SET TASK:
From the listing that follows, output everything exactly except the pictures.

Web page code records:
——

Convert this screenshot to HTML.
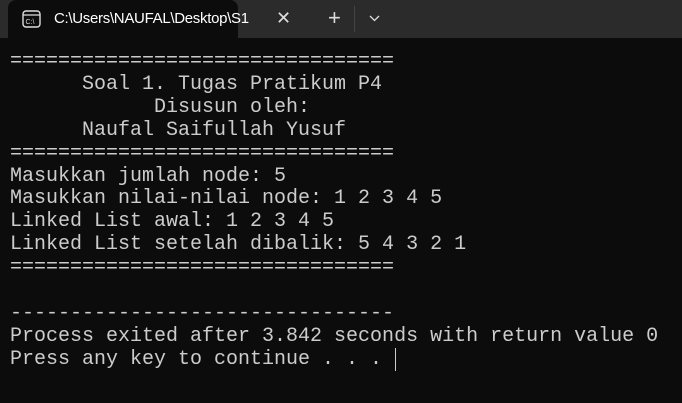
<!DOCTYPE html>
<html><head><meta charset="utf-8"><style>
html,body{margin:0;padding:0;width:682px;height:403px;background:#0c0c0c;overflow:hidden}
.bar{position:absolute;left:0;top:0;width:682px;height:38px;background:#2b2b2b}
.tab{position:absolute;left:8px;top:0;width:230px;height:38px;background:#0c0c0c;border-radius:8px 8px 0 0}
.title{position:absolute;left:54px;top:10px;font:15px "Liberation Sans",sans-serif;color:#fff;letter-spacing:-0.3px}
.x{position:absolute;left:276px;top:8px;color:#ddd;font:18px "Liberation Sans",sans-serif}
.plus{position:absolute;left:328px;top:5px;color:#ddd;font:22px "Liberation Sans",sans-serif}
.sep{position:absolute;left:354px;top:6px;width:1px;height:26px;background:#444}
pre{position:absolute;left:10px;top:51px;margin:0;font:20px/22.9px "Liberation Mono",monospace;color:#cccccc}
.cur{position:absolute;left:395px;top:348px;width:1px;height:23px;background:#ccc}
</style></head><body>
<div class="bar"></div>
<div class="tab"></div>
<svg style="position:absolute;left:22px;top:10px" width="20" height="18" viewBox="0 0 20 18"><rect x="1" y="1" width="17" height="16" rx="3" fill="none" stroke="#ddd" stroke-width="1.4"/><line x1="1" y1="5" x2="18" y2="5" stroke="#ddd" stroke-width="1.2"/><text x="3.5" y="14" font-size="7" fill="#ddd" font-family="Liberation Sans">C:\</text></svg>
<div class="title">C:\Users\NAUFAL\Desktop\S1</div>
<div class="x">✕</div>
<div class="plus">+</div>
<div class="sep"></div>
<svg style="position:absolute;left:369px;top:15px" width="11" height="7" viewBox="0 0 11 7"><path d="M1 1 L5.5 5.5 L10 1" fill="none" stroke="#ddd" stroke-width="1.3"/></svg>
<pre>================================
      Soal 1. Tugas Pratikum P4
            Disusun oleh:
      Naufal Saifullah Yusuf
================================
Masukkan jumlah node: 5
Masukkan nilai-nilai node: 1 2 3 4 5
Linked List awal: 1 2 3 4 5
Linked List setelah dibalik: 5 4 3 2 1
================================

--------------------------------
Process exited after 3.842 seconds with return value 0
Press any key to continue . . . </pre>
<div class="cur"></div>
</body></html>
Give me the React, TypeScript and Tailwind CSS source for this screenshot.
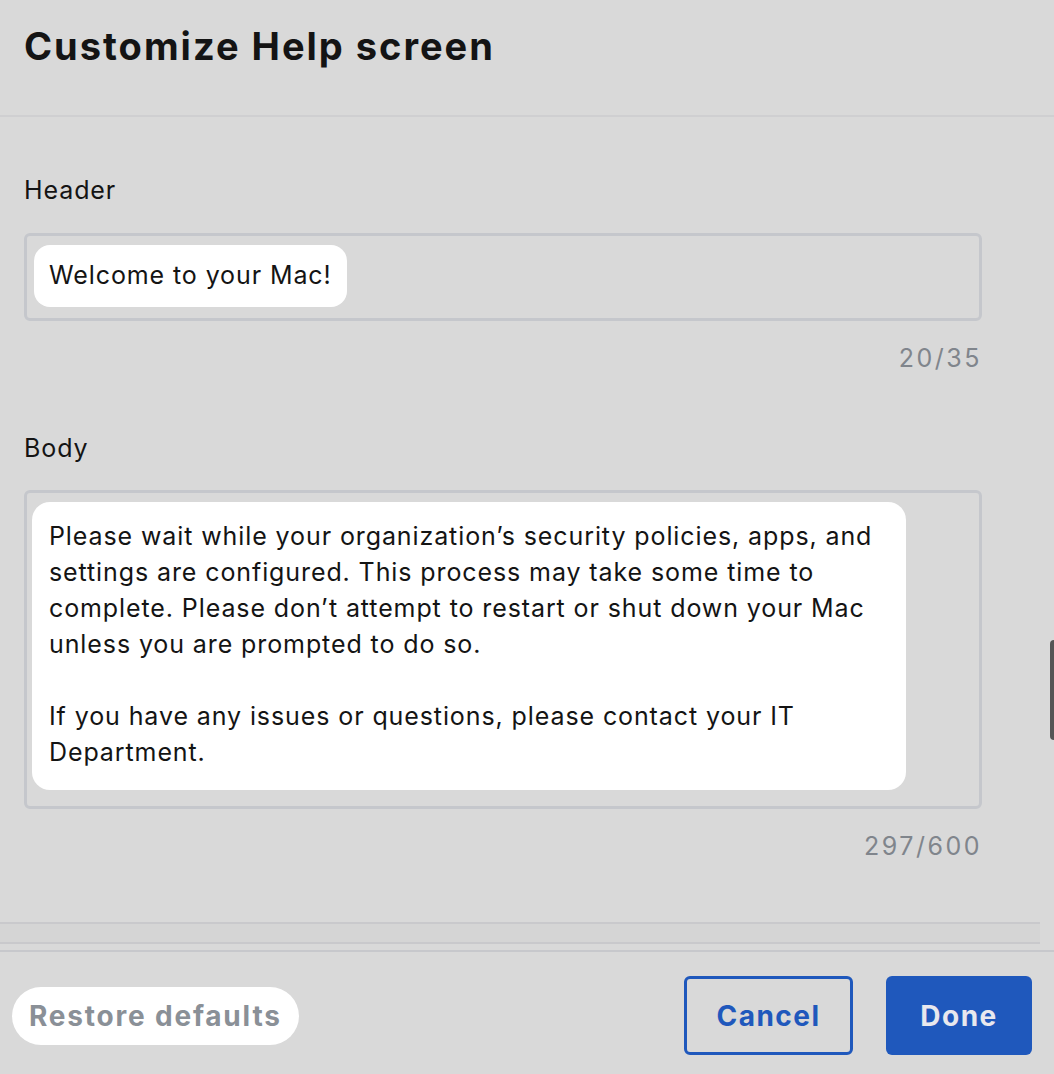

——

SOLUTION FOR THIS EXERCISE:
Convert this screenshot to HTML.
<!DOCTYPE html>
<html><head><meta charset="utf-8"><style>
html,body{margin:0;padding:0;width:682px;height:403px;background:#0c0c0c;overflow:hidden}
.bar{position:absolute;left:0;top:0;width:682px;height:38px;background:#2b2b2b}
.tab{position:absolute;left:8px;top:0;width:230px;height:38px;background:#0c0c0c;border-radius:8px 8px 0 0}
.title{position:absolute;left:54px;top:10px;font:15px "Liberation Sans",sans-serif;color:#fff;letter-spacing:-0.3px}
.x{position:absolute;left:276px;top:8px;color:#ddd;font:18px "Liberation Sans",sans-serif}
.plus{position:absolute;left:328px;top:5px;color:#ddd;font:22px "Liberation Sans",sans-serif}
.sep{position:absolute;left:354px;top:6px;width:1px;height:26px;background:#444}
pre{position:absolute;left:10px;top:51px;margin:0;font:20px/22.9px "Liberation Mono",monospace;color:#cccccc}
.cur{position:absolute;left:395px;top:348px;width:1px;height:23px;background:#ccc}
</style></head><body>
<div class="bar"></div>
<div class="tab"></div>
<svg style="position:absolute;left:22px;top:10px" width="20" height="18" viewBox="0 0 20 18"><rect x="1" y="1" width="17" height="16" rx="3" fill="none" stroke="#ddd" stroke-width="1.4"/><line x1="1" y1="5" x2="18" y2="5" stroke="#ddd" stroke-width="1.2"/><text x="3.5" y="14" font-size="7" fill="#ddd" font-family="Liberation Sans">C:\</text></svg>
<div class="title">C:\Users\NAUFAL\Desktop\S1</div>
<div class="x">✕</div>
<div class="plus">+</div>
<div class="sep"></div>
<svg style="position:absolute;left:369px;top:15px" width="11" height="7" viewBox="0 0 11 7"><path d="M1 1 L5.5 5.5 L10 1" fill="none" stroke="#ddd" stroke-width="1.3"/></svg>
<pre>================================
      Soal 1. Tugas Pratikum P4
            Disusun oleh:
      Naufal Saifullah Yusuf
================================
Masukkan jumlah node: 5
Masukkan nilai-nilai node: 1 2 3 4 5
Linked List awal: 1 2 3 4 5
Linked List setelah dibalik: 5 4 3 2 1
================================

--------------------------------
Process exited after 3.842 seconds with return value 0
Press any key to continue . . . </pre>
<div class="cur"></div>
</body></html>
Give me the React, TypeScript and Tailwind CSS source for this screenshot.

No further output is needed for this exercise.